I have data in an html file, in a table:

<table>
    <tr><td>001</td><td>MC Hammer</td><td>Can't Touch This</td></tr>
    <tr><td>002</td><td>Tone Loc</td><td>Funky Cold Medina</td></tr>
    <tr><td>003</td><td>Funkdoobiest</td><td>Bow Wow Wow</td></tr>
</table>

How do I split a single row into an array or list?

string row = streamReader.ReadLine();

List<string> data = row.Split //... how do I do this bit?

string artist = data[1];

Answer

3Dave picture 3Dave · Aug 4, 2010

Short answer: never try to parse HTML from the wild with regular expressions.
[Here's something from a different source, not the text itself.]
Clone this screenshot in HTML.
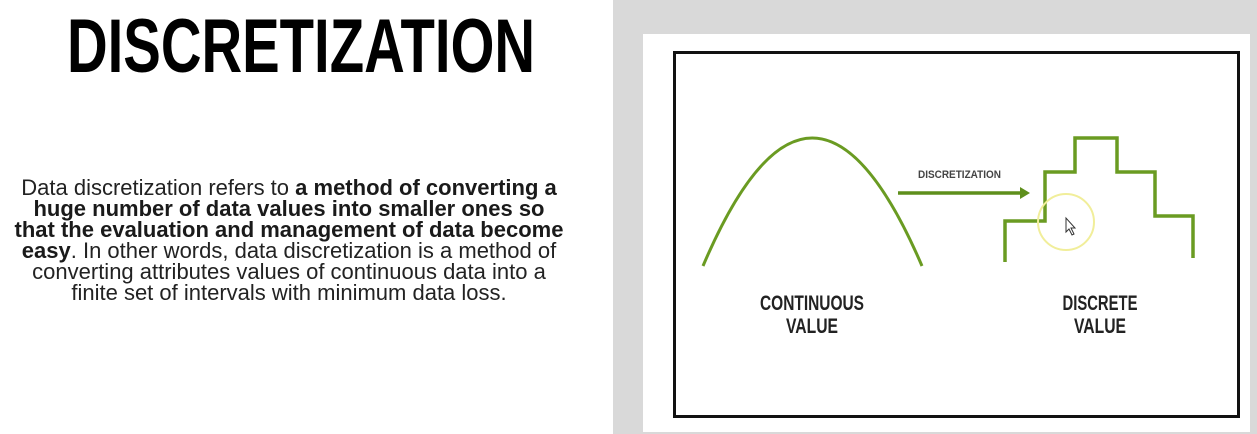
<!DOCTYPE html>
<html><head><meta charset="utf-8"><style>
html,body{margin:0;padding:0;width:1257px;height:434px;overflow:hidden;background:#fff;font-family:"Liberation Sans",sans-serif;}
.p{position:absolute;left:0;width:578px;top:177px;text-align:center;font-size:22px;line-height:21px;color:#222;white-space:nowrap;}
.p b{color:#1a1a1a}
</style></head><body>
<svg width="1257" height="434" style="position:absolute;left:0;top:0">
<text x="67" y="72" font-family="Liberation Sans Narrow, Liberation Sans, sans-serif" font-weight="bold" font-size="76" textLength="468" lengthAdjust="spacingAndGlyphs" fill="#000">DISCRETIZATION</text>
<rect x="613" y="0" width="644" height="434" fill="#d9d9d9"/>
<rect x="643" y="34" width="607" height="398" fill="#fff"/>
<rect x="674.5" y="52.5" width="564" height="364" fill="none" stroke="#111" stroke-width="3"/>
<path d="M703 266 Q812 10 922 266" fill="none" stroke="#6a9b22" stroke-width="3"/>
<path d="M1005 262 V221 H1045 V172 H1075 V138 H1117 V172 H1155 V216 H1193 V258" fill="none" stroke="#6a9b22" stroke-width="3.5"/>
<line x1="898" y1="193" x2="1022" y2="193" stroke="#5e8f1c" stroke-width="3.5"/>
<path d="M1020 187 L1030 193 L1020 199 Z" fill="#5e8f1c"/>
<text x="918" y="178" font-family="Liberation Sans Narrow, Liberation Sans, sans-serif" font-weight="bold" font-size="11" textLength="83" lengthAdjust="spacingAndGlyphs" fill="#444">DISCRETIZATION</text>
<g font-family="Liberation Sans Narrow, Liberation Sans, sans-serif" font-weight="bold" font-size="21" fill="#222" text-anchor="middle">
<text x="812" y="310" textLength="104" lengthAdjust="spacingAndGlyphs">CONTINUOUS</text>
<text x="812" y="333" textLength="52" lengthAdjust="spacingAndGlyphs">VALUE</text>
<text x="1100" y="310" textLength="75" lengthAdjust="spacingAndGlyphs">DISCRETE</text>
<text x="1100" y="333" textLength="52" lengthAdjust="spacingAndGlyphs">VALUE</text>
</g>
<circle cx="1066" cy="222" r="28" fill="none" stroke="#f1ee9a" stroke-width="2"/>
<path d="M1066 218 L1066 232 L1069 229 L1072 235 L1074 234 L1071 228 L1075 228 Z" fill="#fff" stroke="#333" stroke-width="1"/>
</svg>
<div class="p">Data discretization refers to <b>a method of converting a</b><br><b>huge number of data values into smaller ones so</b><br><b>that the evaluation and management of data become</b><br><b>easy</b>. In other words, data discretization is a method of<br>converting attributes values of continuous data into a<br>finite set of intervals with minimum data loss.</div>
</body></html>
It will most likely come back to haunt you.

Longer answer: As long as you can absolutely, positively guarantee that the HTML that you are parsing fits the given structure, you can use string.Split() as Jenni suggested.

string html = "<tr><td>001</td><td>MC Hammer</td><td>Can't Touch This</td></tr>";

string[] values = html.Split(new string[] { "<tr>","</tr>","<td>","</td>" }, StringSplitOptions.RemoveEmptyEntries);

List<string> list = new List<string>(values);

Listing the tags independently keeps this slightly more readable, and the .RemoveEmptyEntries will keep you from getting an empty string in your list between adjacent closing and opening tags.

If this HTML is coming from the wild, or from a tool that may change - in other words, if this is more than a one-off transaction - I strongly encourage you to use something like the HTML Agility Pack instead. It's pretty easy to integrate, and there are lots of examples on the Intarwebs.